After the invasion of the Sixth Coalition into Switzerland on 29 December 1813, the Act of Mediation lost its power. While the neighbouring cantons of Schwyz and Nidwalden wanted to return to the organization of the Old Swiss Confederation, Uri was part of the Zurich-led party, which sought to reorganize the 19 cantons created by the Act. Uri also attempted, unsuccessful, to reincorporate the Leventina valley, but was only able to receive the rights to one-half of the taxes on all trade over Monte Piottino into the Leventina. On 5 May 1815 the Landsgemeinde approved the federal constitution. Uri then mediated between the Tagsatzung and Nidwalden, which had refused to recognize the treaty.

Uri remained without an official constitution until 1820. The document included only six principles that were based on traditional practice and existing state laws. The government remained deeply conservative during the Restoration period. Discontent with the cantonal government collected until 1834 when a reform party demanded a number of liberal constitutional changes. The Landsgemeinde, however, rejected these calls for reform. In the 1840s, urban, Protestant liberals gained the majority in the Tagsatzung and proposed a new constitution. To protect their traditional religion and power structure, the seven conservative, catholic cantons formed a separate alliance or Sonderbund in 1843. In 1847, the Sonderbund broke with the Federal Government and the Sonderbund War broke out. During the conflict, Uri sent troops to participate in the fighting along the Reuss-Emme defensive line as well as on the foray over the Gotthard into Ticino. After the defeat of the Sonderbund troops in Gisikon on 23 November 1847 Uri withdrew from the alliance and surrendered on 28 November 1847. Two days later federal troops moved into Uri.

===Within modern Switzerland===
After the defeat of the Sonderbund, Uri supported the new Swiss Federal Constitution. They established a cantonal constitution that included some liberal changes including; the abolition of lifetime alderman positions, eliminating the privy council and secret council meetings and the establishment of a provisional executive council. The Landsgemeinde was the supreme sovereign power. The Cantonal Council, which included the presiding government councils and the Cantonal Court President, and the eleven-member Executive Council formed the legislative and executive branches. Ecclesiastical and school matters were under the Diocesan and Education Committees. The Catholic Church continued to enjoy privileges, but freedom of worship was now available for other faiths. The overall structure of the state remained cumbersome, because of the numerous commissions and the poor separation of powers.
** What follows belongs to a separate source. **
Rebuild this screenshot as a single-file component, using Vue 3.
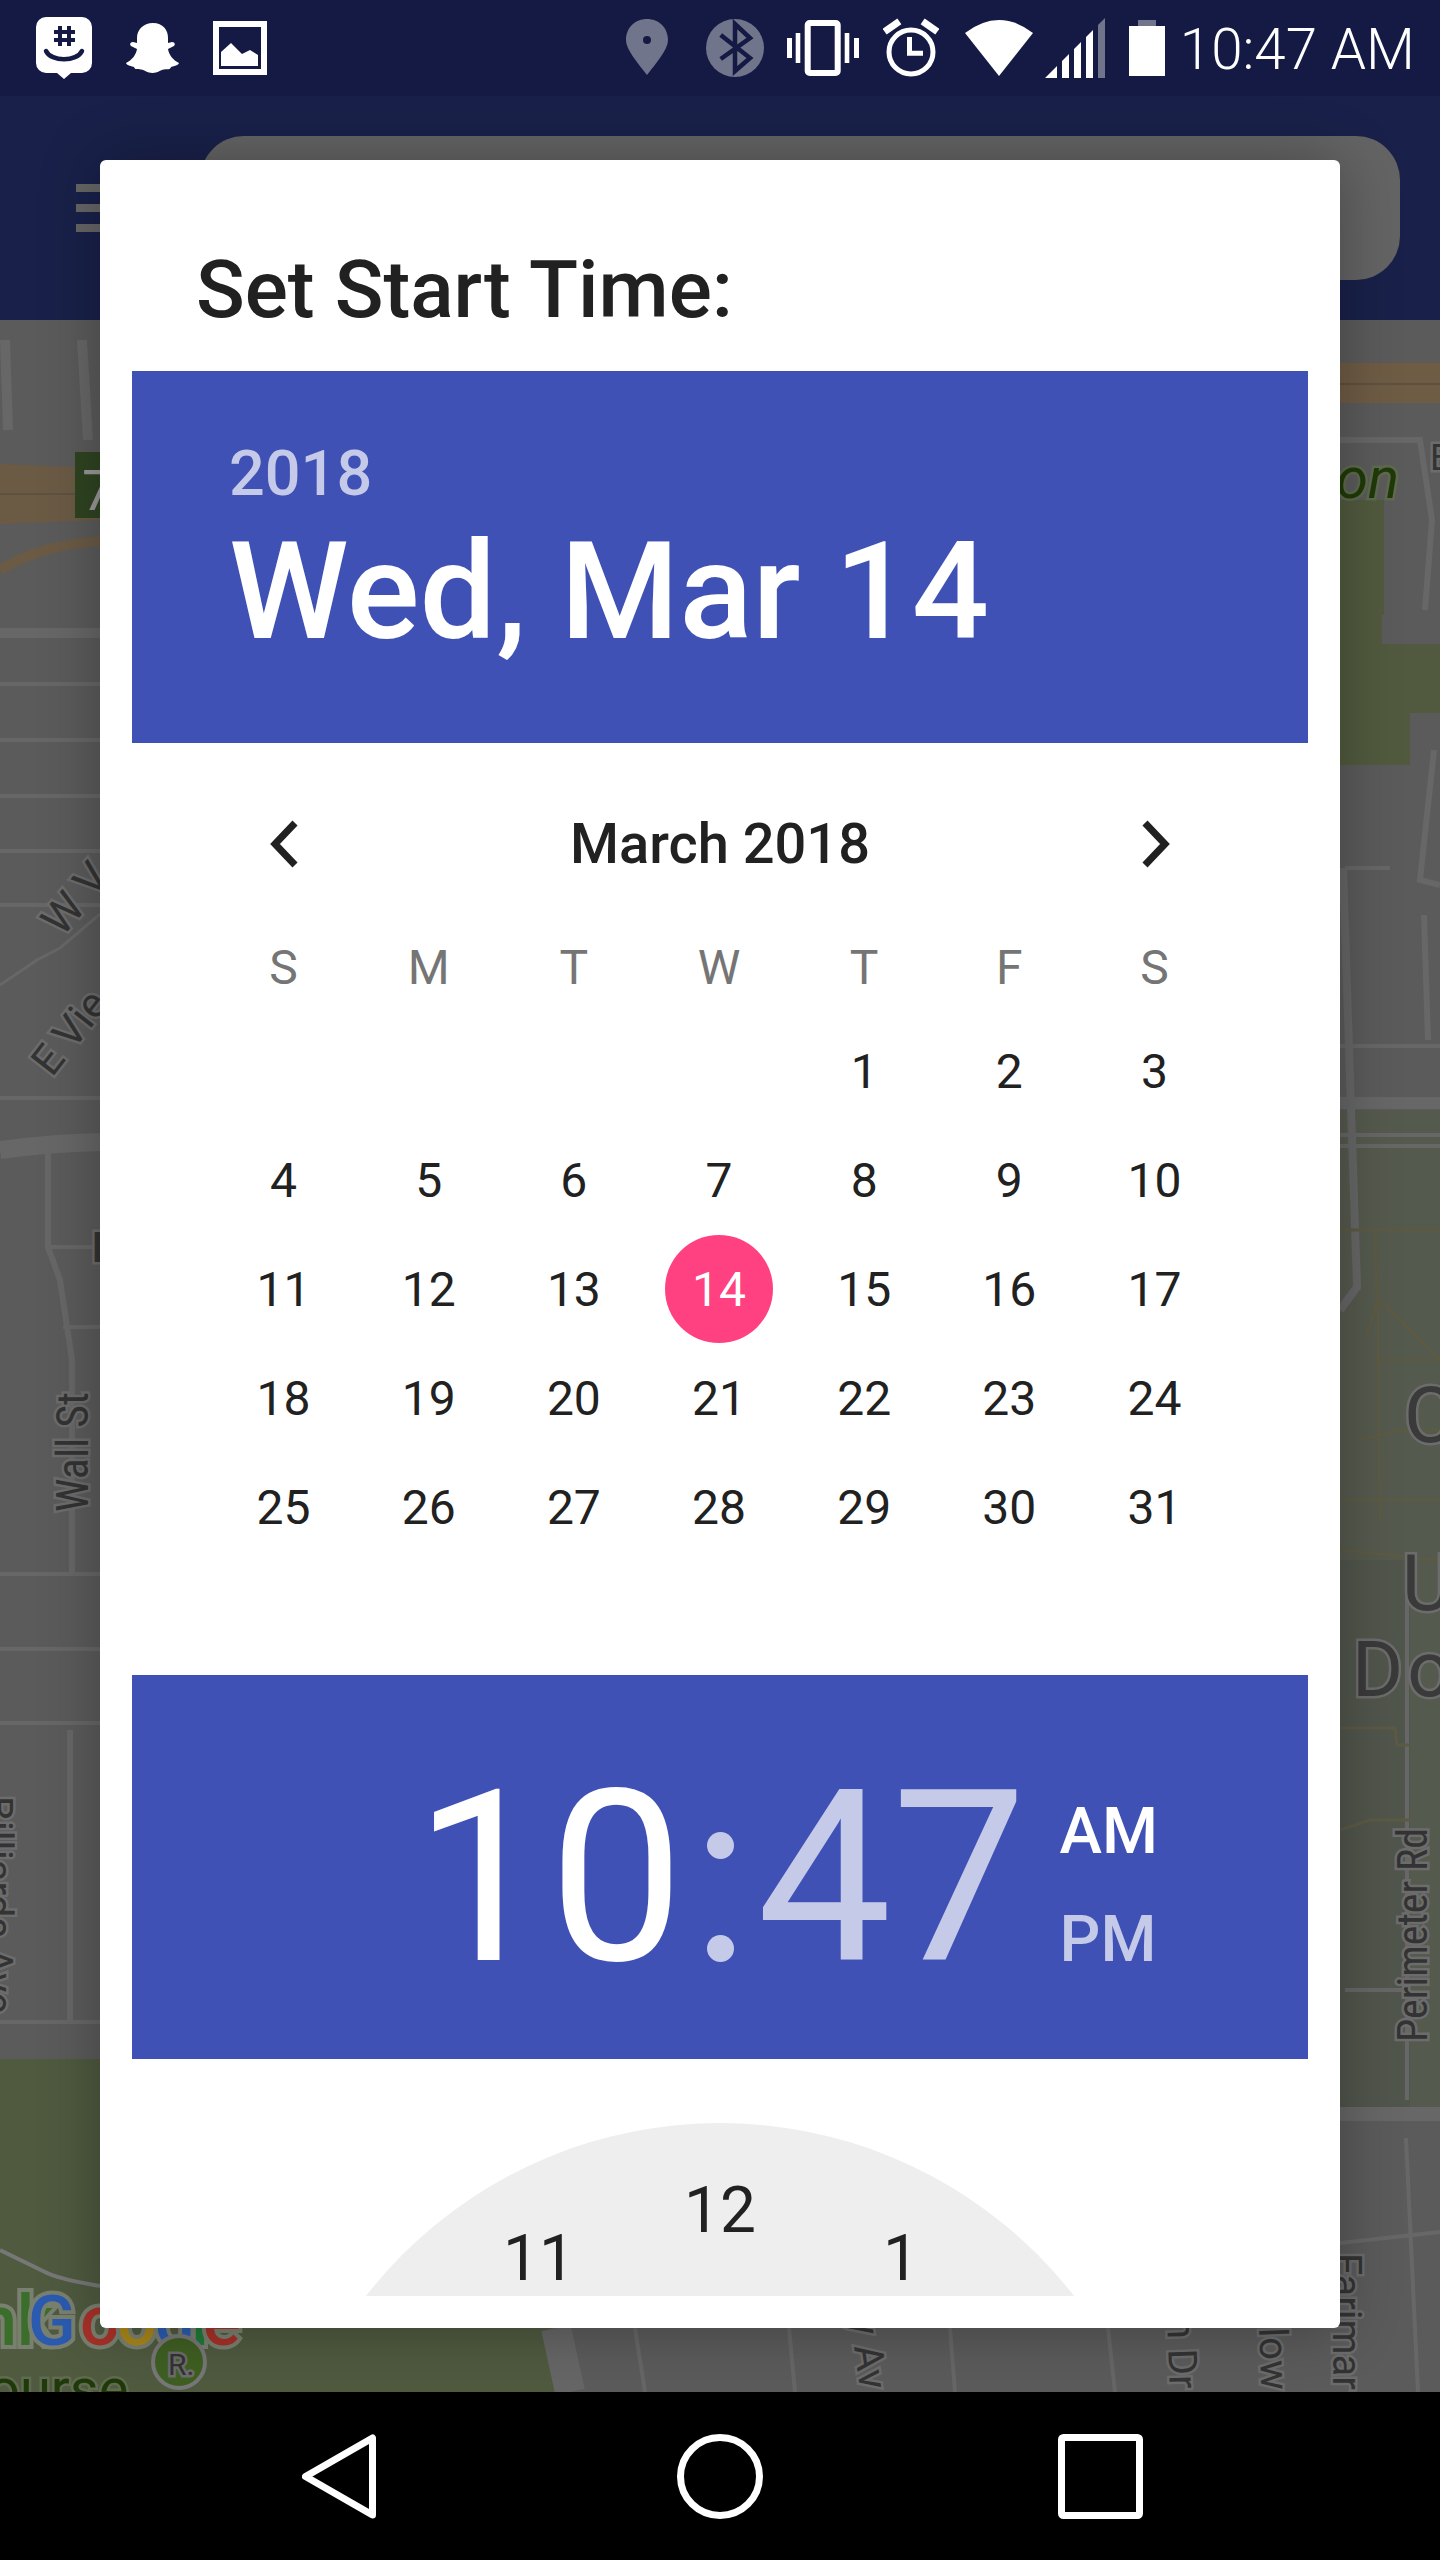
<template>
  <div class="phone">
    <div class="status-bar">
      <div class="status-left">
        <svg class="ico" width="56" height="96" viewBox="0 0 56 96">
          <path d="M10 17H46A10 10 0 0 1 56 27V63A10 10 0 0 1 46 73H35L28 79L21 73H10A10 10 0 0 1 0 63V27A10 10 0 0 1 10 17Z" fill="#fff" />
          <path d="M24 26V46M33 26V46M18 32H39M18 40H39" stroke="#141a43" stroke-width="4" fill="none" />
          <path d="M10 51C15 62 41 62 46 51" stroke="#141a43" stroke-width="4.5" stroke-linecap="round" fill="none" />
        </svg>
        <svg class="ico" width="53" height="96" viewBox="0 0 53 96">
          <path d="M27 23C37 23 42 30 42 38L42 43L46 42C49 42 50 45 47 46.5L42 49C43 55 47 60 53 63C52 66 47 66 45 67C44 70 42 69 38 69.5C34 70 32 73 26.5 73C21 73 19 70 15 69.5C11 69 9 70 8 67C6 66 1 66 0 63C6 60 10 55 11 49L6 46.5C3 45 4 42 7 42L11 43L11 38C11 30 17 23 27 23Z" fill="#fff" />
        </svg>
        <svg class="ico" width="54" height="96" viewBox="0 0 54 96">
          <rect x="3" y="24" width="48" height="48" fill="none" stroke="#fff" stroke-width="6" />
          <path d="M8 52L18 43L29 54L37 50L45 55V66H8Z" fill="#fff" />
        </svg>
      </div>
      <div class="status-right">
        <svg class="ico pin" width="42" height="96" viewBox="0 0 42 96">
          <path d="M21 19C32.6 19 42 27.5 42 40C42 50 30 63 21 75C12 63 0 50 0 40C0 27.5 9.4 19 21 19Z" fill="#71758b" />
          <circle cx="21" cy="40" r="4" fill="#141a43" />
        </svg>
        <svg class="ico bt" width="58" height="96" viewBox="0 0 58 96">
          <circle cx="29" cy="48" r="29" fill="#71758b" />
          <path d="M14.7 35L44 58L29 71V24L44 38L14.7 59" fill="none" stroke="#141a43" stroke-width="4.5" />
        </svg>
        <svg class="ico vib" width="72" height="96" viewBox="0 0 72 96">
          <path d="M0 38H5V58H0ZM8.7 33H13.3V63H8.7ZM57.7 33H62.3V63H57.7ZM67 38H72V58H67Z" fill="#fff" />
          <rect x="20.7" y="23" width="30" height="50" rx="2" fill="none" stroke="#fff" stroke-width="6" />
        </svg>
        <svg class="ico alarm" width="56" height="96" viewBox="0 0 56 96">
          <circle cx="28" cy="52" r="22" fill="none" stroke="#fff" stroke-width="5" />
          <path d="M24 37H29V50.7H40V55.7H24Z" fill="#fff" />
          <rect x="0" y="23" width="18" height="7" transform="rotate(-35 9 26.5)" fill="#fff" />
          <rect x="38" y="23" width="18" height="7" transform="rotate(35 47 26.5)" fill="#fff" />
        </svg>
        <svg class="ico wifi" width="68" height="96" viewBox="0 0 68 96">
          <path d="M34 76L0 33Q34 7 68 33Z" fill="#fff" />
        </svg>
        <svg class="ico signal" width="60" height="96" viewBox="0 0 60 96">
          <path d="M0 78L12 66V78ZM17 61L24 54V78H17ZM29 49L36 42V78H29ZM41 37L48 30V78H41Z" fill="#fff" />
          <path d="M53 25L60 18V78H53Z" fill="#71758b" />
        </svg>
        <svg class="ico batt" width="36" height="96" viewBox="0 0 36 96">
          <rect x="9" y="20" width="18" height="6" fill="#71758b" />
          <rect x="0" y="26" width="36" height="50" fill="#fff" />
        </svg>
        <span class="clock-text">10:47 AM</span>
      </div>
    </div>

    <div class="app-bar">
      <div class="burger"><i></i><i></i><i></i></div>
      <div class="search-pill"></div>
    </div>

    <svg class="map" viewBox="0 320 1440 2072" width="1440" height="2072">
      <rect x="0" y="320" width="1440" height="2072" fill="#5b5b5b" />
      <!-- parks -->
      <path d="M0 2059H200V2328H551L560 2392H0Z" fill="#4f5a3f" />
      <path d="M1340 500H1384V615H1382V644H1440V713H1410V765H1340Z" fill="#515a3e" />
      <path d="M1340 1110H1440V2114H1410L1405 1560H1340Z" fill="#555a4e" />
      <path d="M1340 1560H1410V2110H1340Z" fill="#51564c" />
      <!-- highway -->
      <path d="M0 464L100 468V520L0 524Z" fill="#6b5b45" />
      <path d="M0 570C30 552 60 544 100 541" stroke="#6b5b45" stroke-width="10" fill="none" />
      <path d="M1340 363H1440V403H1340Z" fill="#6f5c45" />
      <path d="M1340 384H1440M0 494H100" stroke="#5e5140" stroke-width="2" />
      <!-- left roads -->
      <g stroke="#676767" fill="none">
        <path d="M0 633H100" stroke-width="10" />
        <path d="M0 684H100M0 740H100M0 796H100M0 851H100M0 905H100M0 1098H100M0 1574H100M0 1649H100M0 1723H100M0 2022H100" stroke-width="4" />
        <path d="M0 985L37 960L60 948L100 914" stroke-width="3" />
        <path d="M0 1150C30 1146 60 1143 100 1142" stroke-width="18" />
        <path d="M48 1150V1247L60 1280L72 1360V1574" stroke-width="6" />
        <path d="M48 1247H100M63 1327H100" stroke-width="4" />
        <path d="M70 1730V2022" stroke-width="6" />
        <path d="M5 340L8 430M82 340L88 440" stroke-width="10" />
      </g>
      <!-- right roads -->
      <g stroke="#676767" fill="none">
        <path d="M1340 1046H1440M1340 1135H1440M1340 1146H1440M1345 868H1390" stroke-width="4" />
        <path d="M1340 1103H1440" stroke-width="12" />
        <path d="M1343 868L1357 1287L1340 1310" stroke-width="8" />
        <path d="M1340 440H1420L1432 520L1425 610" stroke-width="6" />
        <path d="M1434 750L1420 880L1440 885M1424 915L1428 1040" stroke-width="6" />
        <path d="M1340 2114H1440" stroke-width="14" />
        <path d="M1406 2138L1418 2392M1340 2243L1440 2232" stroke-width="4" />
        <path d="M1345 1990H1410M1407 1560V2100" stroke-width="4" />
      </g>
      <!-- wooded trails -->
      <g stroke="#5d5a44" fill="none" stroke-width="3">
        <path d="M1340 1230H1440M1375 1230L1378 1320L1380 1520" />
        <path d="M1365 1340L1378 1300L1400 1320L1440 1360" />
        <path d="M1378 1360H1440M1360 1440L1400 1430H1440M1340 1500H1440M1340 1550L1440 1560" />
        <path d="M1340 1728H1395L1397 1745H1410M1340 1830L1370 1820H1410" />
      </g>
      <!-- bottom strip -->
      <g stroke="#666" fill="none">
        <path d="M556 2328L570 2392" stroke-width="30" />
        <path d="M635 2328L645 2392M789 2328L795 2392M950 2328L955 2392M1108 2328L1115 2392" stroke-width="4" />
      </g>
      <path d="M0 2250L45 2272C60 2280 90 2284 100 2286" stroke="#777" stroke-width="4" fill="none" />

      <!-- map labels -->
      <g class="map-label">
        <rect x="75" y="452" width="40" height="66" fill="#2f4421" />
        <text x="82" y="510" class="sign">7</text>
        <text class="lbl" font-size="44" transform="translate(62 938) rotate(-50)">W V</text>
        <text class="lbl" font-size="42" transform="translate(52 1078) rotate(-52)">E Vie</text>
        <text class="lbl bold" font-size="42" x="92" y="1262">E</text>
        <text class="lbl thin" font-size="44" transform="translate(88 1512) rotate(-90)">Wall St</text>
        <text class="lbl" font-size="40" transform="translate(-16 1796) rotate(90)">Billiards Ave</text>
        <text class="lbl green" font-size="58" x="1336" y="498" font-style="italic">on</text>
        <text class="lbl" font-size="36" x="1430" y="470">E</text>
        <text class="lbl big" font-size="78" x="1404" y="1442">C</text>
        <text class="lbl big" font-size="78" x="1402" y="1610">U</text>
        <text class="lbl big" font-size="78" x="1352" y="1696">Do</text>
        <text class="lbl thin" font-size="42" transform="translate(1427 2042) rotate(-90)">Perimeter Rd</text>
        <text class="lbl" font-size="40" transform="translate(850 2318) rotate(82)">y Av</text>
        <text class="lbl" font-size="40" transform="translate(1166 2285) rotate(88)">ign Dr</text>
        <text class="lbl" font-size="40" transform="translate(1256 2240) rotate(88)">Winslow</text>
        <text class="lbl" font-size="40" transform="translate(1333 2253) rotate(90)">Farimar</text>
      </g>
      <g class="google">
        <text x="-22" y="2345" fill="#3b6e2b">nk</text>
        <text x="28" y="2345" fill="#2a5bb0">G</text>
        <text x="80" y="2345" fill="#a63128">o</text>
        <text x="117" y="2345" fill="#a8861a">o</text>
        <text x="155" y="2345" fill="#2a5bb0">g</text>
        <text x="191" y="2345" fill="#1f7a36">l</text>
        <text x="203" y="2345" fill="#a63128">e</text>
      </g>
      <circle cx="179" cy="2362" r="26" fill="#3f5f22" stroke="#777" stroke-width="4" />
      <text class="lbl" font-size="30" x="168" y="2375" fill="#aaa">R.</text>
      <text class="lbl green" font-size="56" x="-12" y="2408">ourse</text>
    </svg>

    <div class="nav-bar">
      <svg width="74" height="85" viewBox="0 0 74 85">
        <path d="M70.5 4V81L3.5 42.5Z" fill="none" stroke="#fff" stroke-width="7" stroke-linejoin="round" />
      </svg>
      <svg class="nav-home" width="86" height="85" viewBox="0 0 86 85">
        <ellipse cx="43" cy="42.5" rx="39.5" ry="39" fill="none" stroke="#fff" stroke-width="7" />
      </svg>
      <svg class="nav-square" width="85" height="85" viewBox="0 0 85 85">
        <rect x="3.5" y="3.5" width="78" height="78" rx="2" fill="none" stroke="#fff" stroke-width="7" stroke-linejoin="round" />
      </svg>
    </div>

    <div class="dialog">
      <div class="dialog-title">Set Start Time:</div>

      <div class="date-header">
        <div class="date-year">2018</div>
        <div class="date-full">Wed, Mar 14</div>
      </div>

      <div class="calendar">
        <div class="month-row">
          <svg width="30" height="48" viewBox="0 0 30 48">
            <path d="M26 3L6 24L26 45" fill="none" stroke="#212121" stroke-width="7" />
          </svg>
          <span class="month-name">March 2018</span>
          <svg width="30" height="48" viewBox="0 0 30 48">
            <path d="M4 3L24 24L4 45" fill="none" stroke="#212121" stroke-width="7" />
          </svg>
        </div>
        <div class="week-row">
          <span v-for="(d, i) in weekdays" :key="i">{{ d }}</span>
        </div>
        <div class="day-grid">
          <span v-for="n in 4" :key="'e' + n"></span>
          <span
            v-for="day in 31"
            :key="day"
            class="day"
            :class="{ selected: day === selectedDay }"
          >{{ day }}</span>
        </div>
      </div>

      <div class="time-header">
        <span class="time-digits">10</span>
        <span class="time-colon"><i></i><i></i></span>
        <span class="time-digits dim">47</span>
        <div class="ampm">
          <span>AM</span>
          <span class="dim">PM</span>
        </div>
      </div>

      <div class="clock-clip">
        <div class="clock-face">
          <span
            v-for="n in clockNumbers"
            :key="n.label"
            class="clock-num"
            :style="{ left: n.x + 'px', top: n.y + 'px' }"
          >{{ n.label }}</span>
        </div>
      </div>
    </div>
  </div>
</template>

<script setup>
import { ref, computed } from 'vue'

const weekdays = ['S', 'M', 'T', 'W', 'T', 'F', 'S']
const selectedDay = ref(14)

const clockNumbers = computed(() => {
  return [11, 12, 1].map((h) => {
    const angle = (h / 12) * Math.PI * 2
    return {
      label: h,
      x: 449 + 362 * Math.sin(angle),
      y: 450 - 362 * Math.cos(angle)
    }
  })
})
</script>

<style scoped>
.phone {
  position: relative;
  width: 1440px;
  height: 2560px;
  overflow: hidden;
  display: flex;
  flex-direction: column;
  font-family: Roboto, "Liberation Sans", sans-serif;
  background: #000;
}

.status-bar {
  height: 96px;
  display: flex;
  justify-content: space-between;
  background: #141a43;
  padding: 0 25px 0 36px;
  box-sizing: border-box;
}

.status-left,
.status-right {
  display: flex;
  align-items: center;
}

.ico {
  display: block;
  flex: none;
}

.status-left .ico + .ico {
  margin-left: 34px;
}

.bt { margin-left: 38px; }
.vib { margin-left: 23px; }
.alarm { margin-left: 24px; }
.wifi { margin-left: 26px; }
.signal { margin-left: 12px; }
.batt { margin-left: 24px; }

.clock-text {
  margin-left: 15px;
  padding-top: 3px;
  color: #fff;
  font-size: 56.5px;
  font-weight: 300;
  white-space: nowrap;
}

.app-bar {
  height: 224px;
  background: #19214a;
  display: flex;
  align-items: flex-start;
  padding: 40px 40px 0 76px;
  box-sizing: border-box;
}

.burger {
  width: 48px;
  margin-top: 48px;
  display: flex;
  flex-direction: column;
  gap: 12px;
}

.burger i {
  display: block;
  height: 8px;
  background: #666;
}

.search-pill {
  flex: 1;
  height: 144px;
  margin-left: 76px;
  border-radius: 44px;
  background: #646464;
}

.map {
  display: block;
  flex: none;
}

.lbl {
  fill: #333;
  stroke: #6c6c6c;
  stroke-width: 5px;
  paint-order: stroke;
  font-family: Roboto, sans-serif;
}

.lbl.bold { font-weight: 700; }
.lbl.thin { font-stretch: condensed; }
.lbl.green { fill: #1f3a08; stroke: #5f6a50; }
.lbl.big { fill: #3a3a3a; letter-spacing: 4px; }

.sign {
  fill: #999;
  font-size: 56px;
  font-family: Roboto, sans-serif;
}

.google text {
  font-family: Roboto, sans-serif;
  font-size: 70px;
  font-weight: 500;
  stroke: #7a8070;
  stroke-width: 8px;
  paint-order: stroke;
}

.nav-bar {
  height: 168px;
  background: #000;
  display: flex;
  align-items: center;
  padding-left: 302px;
}

.nav-home { margin-left: 301px; }
.nav-square { margin-left: 295px; }

.dialog {
  position: absolute;
  left: 100px;
  top: 160px;
  width: 1240px;
  height: 2168px;
  padding: 90px 32px 0;
  box-sizing: border-box;
  background: #fff;
  border-radius: 6px;
  overflow: hidden;
  box-shadow: 0 0 60px rgba(0, 0, 0, 0.3);
}

.dialog-title {
  padding-left: 64px;
  font-size: 80.5px;
  line-height: 80px;
  font-weight: 500;
  color: #212121;
  margin-bottom: 41px;
}

.date-header {
  height: 372px;
  background: #3f51b5;
  padding: 71px 0 0 97px;
  box-sizing: border-box;
}

.date-year {
  font-size: 63px;
  line-height: 64px;
  font-weight: 500;
  color: #c5cae9;
}

.date-full {
  margin-top: 19px;
  font-size: 136px;
  line-height: 134px;
  font-weight: 500;
  color: #fff;
  white-space: nowrap;
}

.calendar {
  height: 932px;
  padding: 73px 81px 0 79px;
  box-sizing: border-box;
}

.month-row {
  display: flex;
  align-items: center;
  justify-content: space-between;
  height: 56px;
  padding: 0 56px 0 58px;
}

.month-name {
  font-size: 56px;
  line-height: 56px;
  font-weight: 500;
  color: #212121;
}

.week-row,
.day-grid {
  display: grid;
  grid-template-columns: repeat(7, 1fr);
  text-align: center;
}

.week-row {
  margin-top: 48px;
  height: 96px;
  line-height: 96px;
  font-size: 48px;
  color: #757575;
}

.day-grid {
  grid-auto-rows: 109px;
  margin-top: 1px;
  font-size: 48px;
  color: #212121;
}

.day {
  display: flex;
  align-items: center;
  justify-content: center;
}

.day.selected {
  justify-self: center;
  width: 108px;
  height: 108px;
  border-radius: 50%;
  background: #ff4081;
  color: #fff;
}

.time-header {
  height: 384px;
  background: #3f51b5;
  display: flex;
  align-items: center;
  padding: 22px 0 0 282px;
  box-sizing: border-box;
  color: #fff;
}

.time-digits {
  font-size: 240px;
  line-height: 240px;
  white-space: nowrap;
}

.dim {
  color: #c5cae9;
}

.time-colon {
  display: flex;
  flex-direction: column;
  gap: 76px;
  margin: 0 23px 0 23px;
  padding-top: 38px;
}

.time-colon i {
  display: block;
  width: 27px;
  height: 27px;
  border-radius: 50%;
  background: #c5cae9;
}

.ampm {
  display: flex;
  flex-direction: column;
  margin-left: 33px;
  padding-top: 16px;
  font-size: 64px;
  line-height: 108px;
  font-weight: 500;
}

.clock-clip {
  height: 173px;
  margin-top: 64px;
  overflow: hidden;
}

.clock-face {
  position: relative;
  width: 898px;
  height: 898px;
  margin: 0 auto;
  border-radius: 50%;
  background: #eee;
}

.clock-num {
  position: absolute;
  transform: translate(-50%, -50%);
  font-size: 64px;
  line-height: 64px;
  color: #212121;
}
</style>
The new Federal Constitution of 1874, which was rejected by the voters of Uri, led to a total revision of the cantonal constitution in 1888. The new constitution streamlined the government and addressed many of the issues of the 1848 cantonal constitution. The Landsgemeinde continued to meet on a local level until the last one was held in Bötzlingen in the municipality of Schattdorf on 6 May 1928. The Christian Democratic Party (CVP) and the Free Democratic Party (FDP) have dominated politics in Uri during the 20th Century.